What: Initiated Measure 11, “An Initiative to prohibit abortions except in cases where the mother’s life or health is at a substantial and irreversible risk, and in cases of reported rape and incest.

Where: South Dakota

When: This election year

Yes, the infamous “Abortion Ban” has returned to South Dakota this election season. This time around, however, it has considerably less press and many more bells in whistles, it’s fancy, new misleading title included. In 2006, the South Dakota House of Representatives passed a bill that banned all abortions in the State giving many anti-choice supporters a few months of false hopes that the entire State would do the same thing. They were so excited, in fact, that the ran overt national publicity campaigns drawing unecessary attention to South Dakota, a State that by no means has the budget to go through the long appeals process of challenging the Supreme Court. What they forgot to consider is that women do get raped, even in South Dakota, and that there is such a thing as incest. (Denial ain’t just a river in Egypt, sweetheart.) Consequently, those who opposed the ban, myself included, could easily fill up petitions with signatures to put the ban on the ballot in November and to be voted down by the public.

2008 has proved to be much different. The national campaign by anti-choice supporters has been much more covert, with protests and rallies held in D.C. instead of South Dakota. There has been a distinct dearth of editorials in the local papers and even fewer press releases by all sides involved. Why the change? I think it’s because everyone’s confused.

The previous version of the ban was entirely black and white, something that so very rarely occurs in law, making it very easy for voters to make a decision and allow for a little hedging. This new one, not so much. Plus, it’s filled with every legal loophole and word trick in the book. The title paints the new ban as just as black and white and would seem to permit former “hedgers” to switch to the anti-choice side. The text of the bill, which of course only about 7 people will read, proves that absolutely nothing about the bill, in the grand scheme of things, has changed. Those exceptions for rape and incest? They require consent AND a police report. I’m sorry, but if you’re father/uncle/brother/whatever rapes you, are you seriously going to tell the police?

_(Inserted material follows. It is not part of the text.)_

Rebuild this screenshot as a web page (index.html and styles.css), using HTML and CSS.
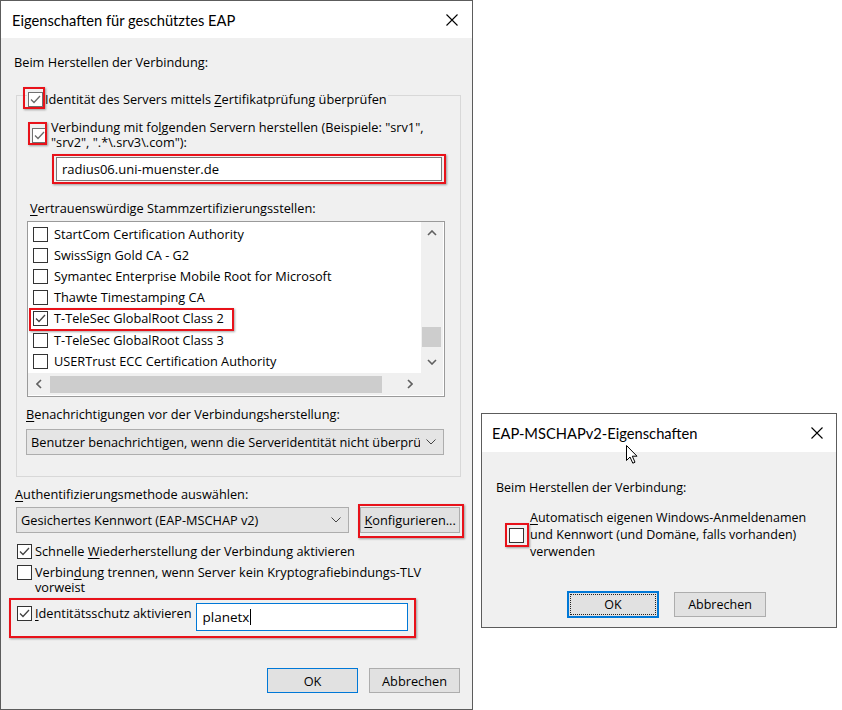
FILE: index.html
```html
<!DOCTYPE html>
<html lang="de">
<head>
<meta charset="utf-8">
<title>EAP</title>
<link rel="stylesheet" href="styles.css">
</head>
<body>
<div class="win eap">
  <div class="titlebar">
    <span class="title">Eigenschaften für geschütztes EAP</span>
    <svg class="close" width="12" height="12" viewBox="0 0 12 12"><path d="M0.5 0.5 L11.5 11.5 M11.5 0.5 L0.5 11.5" stroke="#000" stroke-width="1.1" fill="none"/></svg>
  </div>
  <div class="body">
    <div class="label intro">Beim Herstellen der Verbindung:</div>
    <div class="group">
      <div class="caption">
        <span class="cb gray checked"><svg viewBox="0 0 13 13"><path d="M2 6.5 L5 9.5 L11 3" stroke="#6b6b6b" stroke-width="1.3" fill="none"/></svg></span>
        <span class="txt">Identität des Servers mittels <u>Z</u>ertifikatprüfung überprüfen</span>
      </div>
      <div class="row servers">
        <span class="cb gray checked"><svg viewBox="0 0 13 13"><path d="M2 6.5 L5 9.5 L11 3" stroke="#6b6b6b" stroke-width="1.3" fill="none"/></svg></span>
        <span class="txt">Verbindung mit fo<u>l</u>genden Servern herstellen (Beispiele: "srv1",<br>"srv2", ".*\.srv3\.com"):</span>
      </div>
      <div class="textbox server-input">radius06.uni-muenster.de</div>
      <div class="label ca-label"><u>V</u>ertrauenswürdige Stammzertifizierungsstellen:</div>
      <div class="listbox">
        <div class="items">
          <div class="item"><span class="cb"></span>StartCom Certification Authority</div>
          <div class="item"><span class="cb"></span>SwissSign Gold CA - G2</div>
          <div class="item"><span class="cb"></span>Symantec Enterprise Mobile Root for Microsoft</div>
          <div class="item"><span class="cb"></span>Thawte Timestamping CA</div>
          <div class="item"><span class="cb checked"><svg viewBox="0 0 13 13"><path d="M2 6.5 L5 9.5 L11 3" stroke="#444" stroke-width="1.3" fill="none"/></svg></span>T-TeleSec GlobalRoot Class 2</div>
          <div class="item"><span class="cb"></span>T-TeleSec GlobalRoot Class 3</div>
          <div class="item"><span class="cb"></span>USERTrust ECC Certification Authority</div>
        </div>
        <div class="vscroll">
          <svg class="arr" width="10" height="6" viewBox="0 0 10 6"><path d="M1 5 L5 1 L9 5" stroke="#606060" stroke-width="1.6" fill="none"/></svg>
          <div class="vtrack"><div class="vthumb"></div></div>
          <svg class="arr" width="10" height="6" viewBox="0 0 10 6"><path d="M1 1 L5 5 L9 1" stroke="#606060" stroke-width="1.6" fill="none"/></svg>
        </div>
        <div class="hscroll">
          <svg class="arr" width="6" height="10" viewBox="0 0 6 10"><path d="M5 1 L1 5 L5 9" stroke="#606060" stroke-width="1.6" fill="none"/></svg>
          <div class="htrack"><div class="hthumb"></div></div>
          <svg class="arr" width="6" height="10" viewBox="0 0 6 10"><path d="M1 1 L5 5 L1 9" stroke="#606060" stroke-width="1.6" fill="none"/></svg>
        </div>
        <div class="corner"></div>
      </div>
      <div class="label notify-label"><u>B</u>enachrichtigungen vor der Verbindungsherstellung:</div>
      <div class="combo notify">
        <span class="ctext">Benutzer benachrichtigen, wenn die Serveridentität nicht überprüft werden kann</span>
        <svg class="chev" width="10" height="6" viewBox="0 0 10 6"><path d="M0.5 0.5 L5 5 L9.5 0.5" stroke="#444" stroke-width="1" fill="none"/></svg>
      </div>
    </div>
    <div class="label auth-label"><u>A</u>uthentifizierungsmethode auswählen:</div>
    <div class="auth-row">
      <div class="combo method">
        <span class="ctext">Gesichertes Kennwort (EAP-MSCHAP v2)</span>
        <svg class="chev" width="10" height="6" viewBox="0 0 10 6"><path d="M0.5 0.5 L5 5 L9.5 0.5" stroke="#444" stroke-width="1" fill="none"/></svg>
      </div>
      <div class="btn konf"><u>K</u>onfigurieren...</div>
    </div>
    <div class="row opt fast">
      <span class="cb checked"><svg viewBox="0 0 13 13"><path d="M2 6.5 L5 9.5 L11 3" stroke="#444" stroke-width="1.3" fill="none"/></svg></span>
      <span class="txt">Schnelle <u>W</u>iederherstellung der Verbindung aktivieren</span>
    </div>
    <div class="row opt tlv">
      <span class="cb"></span>
      <span class="txt">Verbin<u>d</u>ung trennen, wenn Server kein Kryptografiebindungs-TLV<br>vorweist</span>
    </div>
    <div class="row opt ident">
      <span class="cb checked"><svg viewBox="0 0 13 13"><path d="M2 6.5 L5 9.5 L11 3" stroke="#444" stroke-width="1.3" fill="none"/></svg></span>
      <span class="txt"><u>I</u>dentitätsschutz aktivieren</span>
      <div class="textbox focus ident-input">planetx<span class="caret"></span></div>
    </div>
    <div class="footer">
      <div class="btn default">OK</div>
      <div class="btn">Abbrechen</div>
    </div>
  </div>
  <div class="mark m1"></div>
  <div class="mark m2"></div>
  <div class="mark m3"></div>
  <div class="mark m4"></div>
  <div class="mark m5"></div>
  <div class="mark m6"></div>
</div>

<div class="win mschap">
  <div class="titlebar">
    <span class="title">EAP-MSCHAPv2-Eigenschaften</span>
    <svg class="close" width="12" height="12" viewBox="0 0 12 12"><path d="M0.5 0.5 L11.5 11.5 M11.5 0.5 L0.5 11.5" stroke="#000" stroke-width="1.1" fill="none"/></svg>
  </div>
  <div class="body">
    <div class="label intro2">Beim Herstellen der Verbindung:</div>
    <div class="row auto">
      <span class="cb"></span>
      <span class="txt"><u>A</u>utomatisch eigenen Windows-Anmeldenamen<br>und Kennwort (und Domäne, falls vorhanden)<br>verwenden</span>
    </div>
    <div class="footer2">
      <div class="btn default focusring"><span>OK</span></div>
      <div class="btn">Abbrechen</div>
    </div>
  </div>
  <div class="mark m7"></div>
  <svg class="cursor" width="14" height="20" viewBox="0 0 14 20"><path d="M0.5 0.5 L0.5 15.5 L4 12 L6.8 18.2 L9 17.2 L6.3 11.2 L11 11.2 Z" fill="#fff" stroke="#000" stroke-width="1" stroke-linejoin="miter"/></svg>
</div>
</body>
</html>
```
FILE: styles.css
```css
* { box-sizing: border-box; }
html, body { margin: 0; padding: 0; }
body {
  width: 842px;
  height: 710px;
  background: #fff;
  position: relative;
  overflow: hidden;
  font-family: "Open Sans", "Noto Sans", sans-serif;
  font-size: 12.75px;
  color: #000;
}
u { text-decoration: underline; text-underline-offset: 2px; text-decoration-thickness: 1px; }

.win {
  position: absolute;
  background: #f0f0f0;
  border: 1px solid #5c5c5c;
  display: flex;
  flex-direction: column;
}
.eap { left: 0; top: 0; width: 473px; height: 710px; }
.mschap { left: 481px; top: 413px; width: 356px; height: 215px; font-size: 12.5px; }

.titlebar {
  background: #fff;
  height: 37px;
  display: flex;
  align-items: center;
  justify-content: space-between;
  padding: 0 14px 0 11px;
  flex: none;
}
.title { font-family: Lato, "Open Sans", sans-serif; font-size: 14.7px; }
.mschap .titlebar { height: 38px; padding: 0 13px 0 10px; }

.body { flex: 1; display: flex; flex-direction: column; padding: 0 12px 0 13px; }
.label { line-height: 16px; white-space: nowrap; }
.intro { margin-top: 16px; }

.cb {
  width: 15px; height: 15px;
  border: 1px solid #333;
  background: #fff;
  flex: none;
  display: inline-flex;
}
.cb svg { width: 13px; height: 13px; }
.cb.gray { border-color: #707070; }

.row { display: flex; align-items: center; }
.row .txt { line-height: 16px; white-space: nowrap; }

.group {
  margin-top: 25px;
  margin-left: 2px;
  width: 445px;
  border: 1px solid #d8d8d8;
  display: flex;
  flex-direction: column;
  align-items: flex-start;
  padding-bottom: 21px;
}
.caption {
  margin: -5px 0 0 10px;
  padding: 0 1px;
  background: #f0f0f0;
  display: flex;
  align-items: center;
  gap: 2px;
  line-height: 16px;
  white-space: nowrap;
}
.servers { margin: 13px 0 0 15px; gap: 4px; }
.servers .txt { line-height: 15px; }

.textbox {
  background: #fff;
  border: 1px solid #7a7a7a;
  display: flex;
  align-items: center;
}
.server-input { margin: 7px 0 0 39px; width: 386px; height: 24px; padding-left: 5px; font-size: 13px; }

.ca-label { margin: 19px 0 0 13px; }

.listbox {
  margin: 5px 0 0 10px;
  width: 418px;
  height: 176px;
  border: 1px solid #9a9a9a;
  display: grid;
  grid-template-columns: 393px 22px;
  grid-template-rows: 151px 22px;
  background: #fff;
}
.items { padding-top: 1px; overflow: hidden; }
.item { height: 21.2px; display: flex; align-items: center; padding-left: 5px; gap: 6px; white-space: nowrap; }
.item .cb { margin-top: 1px; }
.vscroll {
  background: #f0f0f0;
  display: flex; flex-direction: column; align-items: center;
}
.vscroll .arr { margin: 8px 0; flex: none; }
.vtrack { flex: 1; width: 100%; display: flex; flex-direction: column; justify-content: flex-end; }
.vthumb { height: 20px; margin: 0 2px 4px 1px; background: #cdcdcd; }
.hscroll {
  background: #f0f0f0;
  display: flex; align-items: center;
}
.hscroll .arr { margin: 0 8px; flex: none; }
.htrack { flex: 1; height: 100%; display: flex; align-items: center; }
.hthumb { height: 17px; width: 332px; background: #cdcdcd; }
.corner { background: #f0f0f0; }

.notify-label { margin: 9px 0 0 9px; }
.combo {
  height: 26px;
  background: #e5e5e5;
  border: 1px solid #adadad;
  display: flex;
  align-items: center;
  padding: 0 6px 0 4px;
  gap: 6px;
}
.ctext { flex: 1; overflow: hidden; white-space: nowrap; }
.chev { flex: none; }
.notify { margin: 7px 0 0 9px; width: 418px; padding-right: 7px; }

.auth-label { margin: 9px 0 0 1px; }
.auth-row { display: flex; margin: 5px 0 0 2px; gap: 11px; }
.method { width: 334px; padding-right: 7px; }
.btn {
  background: #e1e1e1;
  border: 1px solid #adadad;
  display: flex;
  align-items: center;
  justify-content: center;
  white-space: nowrap;
}
.konf { width: 100px; height: 26px; }

.opt { margin-left: 3px; gap: 3px; }
.fast { margin-top: 10px; }
.tlv { margin-top: 6px; align-items: flex-start; }
.tlv .txt { line-height: 15px; }
.ident { margin-top: 8px; gap: 3px; align-items: flex-start; }
.ident .cb { margin-top: 3px; }
.ident .txt { margin-top: 2px; }
.ident-input {
  margin-left: 1px;
  width: 212px; height: 28px;
  border-color: #0078d7;
  padding-left: 6px;
  font-size: 13.5px;
}
.caret { width: 1px; height: 16px; background: #000; margin-left: 1px; }

.footer { margin-top: auto; margin-bottom: 16px; display: flex; justify-content: flex-end; gap: 11px; }
.footer .btn { width: 91px; height: 25px; }
.btn.default { border-color: #0078d7; }

.intro2 { margin: 28px 0 0 1px; }
.auto { margin: 13px 0 0 14px; gap: 6px; }
.auto .txt { line-height: 17px; }
.auto .cb { margin-top: 1px; }
.footer2 { display: flex; margin: 31px 0 0 72px; gap: 15px; align-items: center; }
.footer2 .btn { width: 92px; height: 25px; }
.footer2 .focusring { height: 27px; border-width: 2px; padding: 1px; }
.focusring span {
  flex: 1; align-self: stretch;
  border: 1px dotted #222;
  display: flex; align-items: center; justify-content: center;
}

.mark {
  position: absolute;
  border: 2px solid #e8121a;
  box-shadow: 1px 1px 2px rgba(0,0,0,0.35);
  pointer-events: none;
}
.m1 { left: 22px; top: 86px; width: 22px; height: 22px; }
.m2 { left: 27px; top: 121px; width: 19px; height: 23px; }
.m3 { left: 51px; top: 153px; width: 394px; height: 30px; }
.m4 { left: 28px; top: 307px; width: 205px; height: 23px; }
.m5 { left: 357px; top: 503px; width: 106px; height: 34px; }
.m6 { left: 8px; top: 597px; width: 407px; height: 40px; }
.m7 { left: 23px; top: 109px; width: 24px; height: 24px; }
.cursor { position: absolute; left: 144px; top: 31px; }
```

The Wall Street Journal printed a thorough article today that lays out the facts of the new ban and the complications ahead. I point this out tonight because the vast majority of people who devoted so much time and energy to defeating the previous ban don’t even know it’s back on the ballot. That’s the downfall of such a stellar presidential race: local issues are falling by the wayside. I don’t think people are grasping the magnitude of what happens if this ban passes in the state: the legal fees, the changes in the Supreme Court depending on who is president, the devaluation of privacy more than it already has been under the Bush Administration. In the past, I’ve called South Dakota “The Little State that Could.” I don’t think any of us want it to be The Little State that Could Ruin Everything. So please, even if all you did was put an “I Support South Dakota Women” poster in your dorm room in 2006, put it back up. Women may have lost their opportunity at the presidency this year but that does not mean they have lost their rights.